En pratique, la carte à puce légitime de l'administrateur d'un réseau de cardsharing est branchée à un récepteur de télévision, ou à un ordinateur équipé d’un logiciel dédié au partage de « mots de contrôle » via Internet. Une fois en possession de cette clé, le client peut déchiffrer le contenu chiffré comme s’il utilisait sa propre carte d’abonné.
Fonctionnement
La sécurité d’un accès conditionnel par carte à puce est limitée par la sécurité du standard DVB dans lequel elle s’insère. La fonction standard d’une carte à puce légitime est de déchiffrer un ECM (Entitlement Control Message), qui fournit le mot de contrôle, qui lui-même autorise la visualisation du contenu brouillé[1]. Avec le card sharing, la carte à puce et ses fonctions de sécurité sont contournées ; le logiciel intercepte le mot de contrôle déchiffré et permet à l’utilisateur de le partager à travers un réseau Internet.

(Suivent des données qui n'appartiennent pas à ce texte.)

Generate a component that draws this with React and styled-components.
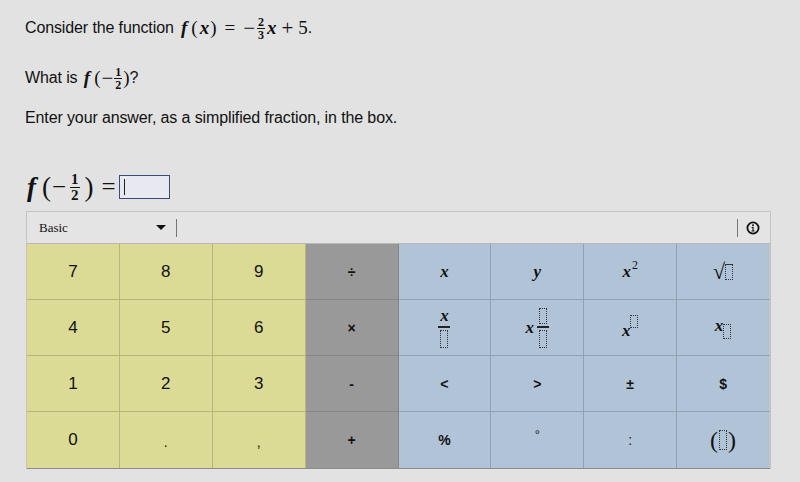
import React from "react";
import styled, { createGlobalStyle } from "styled-components";

const Global = createGlobalStyle`
  html, body { margin: 0; padding: 0; background: #e2e2e2; }
  body { font-family: "Liberation Sans", Arial, sans-serif; color: #111; }
`;

const Page = styled.div`
  width: 800px;
  height: 482px;
  box-sizing: border-box;
  padding: 18px 0 0 25px;
  display: flex;
  flex-direction: column;
  background: #e2e2e2;
`;

const Para = styled.p`
  margin: 0 0 ${(p) => p.$mb || 0}px;
  font-size: 16px;
  letter-spacing: -0.12px;
  line-height: 20px;
  height: 20px;
  display: flex;
  align-items: center;
  white-space: nowrap;
`;

const M = styled.span`
  font-family: "Liberation Serif", "Times New Roman", serif;
  font-style: ${(p) => (p.$up ? "normal" : "italic")};
  font-weight: ${(p) => (p.$bold ? 700 : 400)};
  font-size: ${(p) => p.$size || 19}px;
  letter-spacing: 0;
  margin: 0 ${(p) => p.$mr ?? p.$mx ?? 0}px 0 ${(p) => p.$ml ?? p.$mx ?? 0}px;
  display: inline-block;
`;

const Frac = styled.span`
  display: inline-flex;
  flex-direction: column;
  align-items: center;
  font-family: "Liberation Serif", "Times New Roman", serif;
  font-weight: 700;
  font-size: ${(p) => p.$size || 12}px;
  line-height: 1;
  vertical-align: middle;
  margin: 0 ${(p) => p.$mx || 1}px;
  & > span:first-child { border-bottom: 1px solid #111; padding: 0 1px 0; }
`;

const EqRow = styled.div`
  display: flex;
  align-items: center;
  height: 32px;
  margin: 43px 0 8px 2px;
  font-family: "Liberation Serif", "Times New Roman", serif;
`;

const AnswerBox = styled.div`
  width: 45px;
  height: 22px;
  border: 1px solid #3b4a7c;
  background: #e8e8f0;
  margin-left: 1px;
  display: flex;
  align-items: center;
  padding-left: 4px;
  box-sizing: content-box;
  &::before {
    content: "";
    width: 1px;
    height: 16px;
    background: #222;
  }
`;

const Keypad = styled.div`
  width: 743px;
  margin-left: 1px;
  border: 1px solid #c4c4c4;
  border-bottom: none;
  display: flex;
  flex-direction: column;
`;

const Toolbar = styled.div`
  height: 31px;
  display: flex;
  align-items: center;
  background: #e4e4e4;
  border-bottom: 1px solid #b8b8b8;
  padding-left: 12px;
  font-family: "Liberation Serif", "Times New Roman", serif;
  font-size: 13px;
`;

const Caret = styled.span`
  margin-left: 88px;
  width: 0;
  height: 0;
  border-left: 5px solid transparent;
  border-right: 5px solid transparent;
  border-top: 5px solid #111;
`;

const Sep = styled.span`
  width: 1px;
  height: 18px;
  background: #777;
  margin-left: ${(p) => p.$ml || 0}px;
`;

const Info = styled.span`
  margin-left: 8px;
  margin-right: 10px;
  display: flex;
`;

const Grid = styled.div`
  display: grid;
  grid-template-columns: repeat(8, 1fr);
  grid-template-rows: repeat(4, 56px);
  border-bottom: 1px solid #8c8c8c;
`;

const palette = {
  num: { bg: "#dcdb95", line: "#b7b579" },
  op: { bg: "#999999", line: "#868686" },
  fn: { bg: "#b1c4d7", line: "#8fa1b3" },
};

const Key = styled.div`
  background: ${(p) => palette[p.$kind].bg};
  border-right: 1px solid ${(p) => (p.$last ? "#c4c4c4" : palette[p.$kind].line)};
  border-bottom: ${(p) => (p.$lastRow ? "none" : `1px solid ${palette[p.$kind].line}`)};
  display: flex;
  align-items: center;
  justify-content: center;
  font-size: ${(p) => (p.$kind === "num" ? 17 : 14)}px;
  font-weight: ${(p) => (p.$kind === "num" ? 400 : 700)};
  color: #111;
  box-sizing: border-box;
`;

const Ph = styled.span`
  display: inline-block;
  width: ${(p) => p.$w || 7}px;
  height: ${(p) => p.$h || 14}px;
  border: 1px dotted #333;
  box-sizing: border-box;
`;

const KMath = styled.span`
  font-family: "Liberation Serif", "Times New Roman", serif;
  font-style: italic;
  font-weight: 700;
  font-size: 17px;
  display: inline-flex;
  align-items: ${(p) => p.$align || "center"};
`;

const Sup = styled.span`
  font-size: 12px;
  font-style: normal;
  font-weight: 400;
  margin-left: 1px;
  align-self: flex-start;
  margin-top: -4px;
`;

const StackFrac = styled.span`
  display: inline-flex;
  flex-direction: column;
  align-items: center;
  margin-left: ${(p) => p.$ml || 0}px;
  & > *:first-child { margin-bottom: 2px; }
  & > *:last-child { margin-top: 2px; }
`;

const Bar = styled.span`
  width: 12px;
  height: 2px;
  background: #222;
`;

const Small = styled.span`
  font-weight: 400;
  font-size: ${(p) => p.$size || 14}px;
  position: relative;
  top: ${(p) => p.$top || 0}px;
`;

const Paren = styled.span`
  font-family: "Liberation Serif", "Times New Roman", serif;
  font-weight: 400;
  font-size: 24px;
  display: inline-flex;
  align-items: center;
  gap: 1px;
`;

const Root = styled.span`
  font-style: normal;
  font-weight: 400;
  font-size: 22px;
  line-height: 1;
`;

const InfoIcon = () => (
  <svg width="14" height="14" viewBox="0 0 14 14">
    <circle cx="7" cy="7" r="5.6" fill="none" stroke="#111" strokeWidth="1.8" />
    <circle cx="7" cy="4.2" r="1" fill="#111" />
    <path d="M5.6 6h2v3.6h0.9v1H5.6v-1h0.9V7H5.6z" fill="#111" />
  </svg>
);

const keys = [
  ["7", "num"], ["8", "num"], ["9", "num"], ["÷", "op"],
  [<KMath>x</KMath>, "fn"], [<KMath>y</KMath>, "fn"],
  [<KMath>x<Sup>2</Sup></KMath>, "fn"],
  [<KMath><Root>√</Root><Ph $w={8} $h={16} style={{ borderTop: "1px solid #333", marginTop: 1 }} /></KMath>, "fn"],
  ["4", "num"], ["5", "num"], ["6", "num"], ["×", "op"],
  [<KMath><StackFrac><span style={{ lineHeight: 1 }}>x</span><Bar /><Ph $w={8} $h={18} /></StackFrac></KMath>, "fn"],
  [<KMath>x<StackFrac $ml={3}><Ph $w={8} $h={16} /><Bar /><Ph $w={8} $h={18} /></StackFrac></KMath>, "fn"],
  [<KMath $align="flex-start"><span style={{ marginTop: 6 }}>x</span><Ph $w={8} $h={13} /></KMath>, "fn"],
  [<KMath $align="flex-start"><span>x</span><Ph $w={8} $h={15} style={{ marginTop: 8 }} /></KMath>, "fn"],
  ["1", "num"], ["2", "num"], ["3", "num"], ["-", "op"],
  ["<", "fn"], [">", "fn"], ["±", "fn"], ["$", "fn"],
  ["0", "num"], [<Small $top={2}>.</Small>, "num"], [<Small $top={2}>,</Small>, "num"], ["+", "op"],
  ["%", "fn"], [<Small $top={-6} $size={13}>°</Small>, "fn"], [<Small>:</Small>, "fn"],
  [<Paren>(<Ph $w={8} $h={20} />)</Paren>, "fn"],
];

export default function App() {
  return (
    <Page>
      <Global />
      <Para $mb={30}>
        Consider the function&nbsp;
        <M $bold $ml={3}>f</M>
        <M $up $ml={4} $mr={2}>(</M>
        <M $bold>x</M>
        <M $up $mx={1}>)</M>
        <M $up $ml={7} $mr={8}>=</M>
        <M $up $size={21}>−</M>
        <Frac $mx={2}><span>2</span><span>3</span></Frac>
        <M $bold>x</M>
        <M $up $size={21} $mx={5}>+</M>
        <M $up>5</M>.
      </Para>
      <Para $mb={20}>
        What is&nbsp;
        <M $bold $ml={2}>f</M>
        <M $up $ml={4} $mr={1}>(</M>
        <M $up $size={21}>−</M>
        <Frac><span>1</span><span>2</span></Frac>
        <M $up>)</M>?
      </Para>
      <Para>Enter your answer, as a simplified fraction, in the box.</Para>
      <EqRow>
        <M $bold $size={27}>f</M>
        <M $up $size={27} $ml={6} $mr={1}>(</M>
        <M $up $size={25}>−</M>
        <Frac $size={15} $mx={4}><span>1</span><span>2</span></Frac>
        <M $up $size={27} $ml={1} $mr={8}>)</M>
        <M $up $size={25} $mr={2}>=</M>
        <AnswerBox />
      </EqRow>
      <Keypad>
        <Toolbar>
          Basic
          <Caret />
          <Sep $ml={10} />
          <span style={{ flex: 1 }} />
          <Sep />
          <Info><InfoIcon /></Info>
        </Toolbar>
        <Grid>
          {keys.map(([label, kind], i) => (
            <Key key={i} $kind={kind} $last={i % 8 === 7} $lastRow={i >= 24}>
              {label}
            </Key>
          ))}
        </Grid>
      </Keypad>
    </Page>
  );
}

Plusieurs firmwares de ce type, dits protocoles[pas clair], permettent l’interception et la transmission des mots de contrôle toutes les 10 secondes. Le plus connu d’entre eux est le protocole cccam[2]. L’identité de son développeur n’est pas connue. Les protocoles newcamd et gbox[3] sont également très répandus.
Utilisation licite (fonctionnalités multi-écrans)
Le cardsharing pourrait être considéré comme légitime au sein d’un même foyer en y apportant une fonctionnalité « multi-écrans ». Les fournisseurs de contenu permettent souvent de visualiser les chaînes avec une deuxième carte à puce, fournie à un coût supplémentaire. Un exemple est Sky Multiroom, au Royaume-Uni. Cependant, dans certains cas, le contrat entre l’abonné et le fournisseur interdit implicitement ou explicitement ce type de partage de card sharing. De nombreux tutoriels en ligne permettent ainsi d’apprendre à mettre en place un tel système à domicile.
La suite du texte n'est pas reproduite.